Ce que je retiens des deux plateformes
Parmi les différentes promesses, voici celles que je trouve les plus prometteuses. J’écarte les promesses concernant l’itinérance, j’en parlerai dans un autre texte.
Là où les partis se rejoignent :
- Des fonds pour financer les projets. Entre le « Fonds de l’abordabilité » d’Ensemble Montréal et le 100 M$ en garanties bancaires de Projet Montréal, la logique est la même et devrait débloquer du financement pour des projets.
- Des délais réduits pour les permis. Que ce soit 90 jours ou 120, l’important c’est que ça ne soit plus 369. Build baby, build comme disait l’autre au printemps.
- Bâtir sur ce qu’on a déjà. Ça simplifie drôlement les choses.
- Ensemble Montréal veut accélérer les projets dans les 80 bâtiments appartenant à la Ville.

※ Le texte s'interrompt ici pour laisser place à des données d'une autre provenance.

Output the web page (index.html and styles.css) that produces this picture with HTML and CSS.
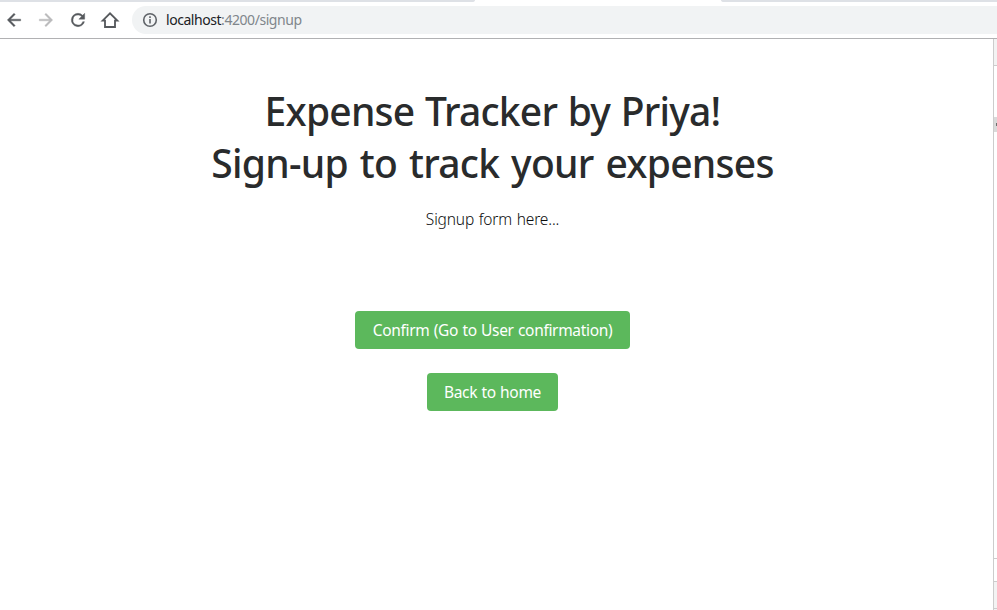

- Projet Montréal a identifié 10 zones « prêtes à bâtir » où les projets de développement seront mis sur la voie rapide.
Avantage Projet Montréal :
- Convertir les espaces. Puisque les bureaux se vident au centre-ville, Projet Montréal souhaite convertir des bureaux en logements. Et des stationnements aussi.
Avantage Ensemble Montréal :
- Le retrait du 20-20-20. Quand le problème c’est le nombre de logements à construire, ce n’est pas le temps de mettre des contraintes qui diminueront la rentabilité des projets.
- Les incitatifs à la construction. Crédit de taxes foncières, exemption des frais municipaux, changements de zonage. Parce que le logement ne se réglera pas qu’avec le communautaire.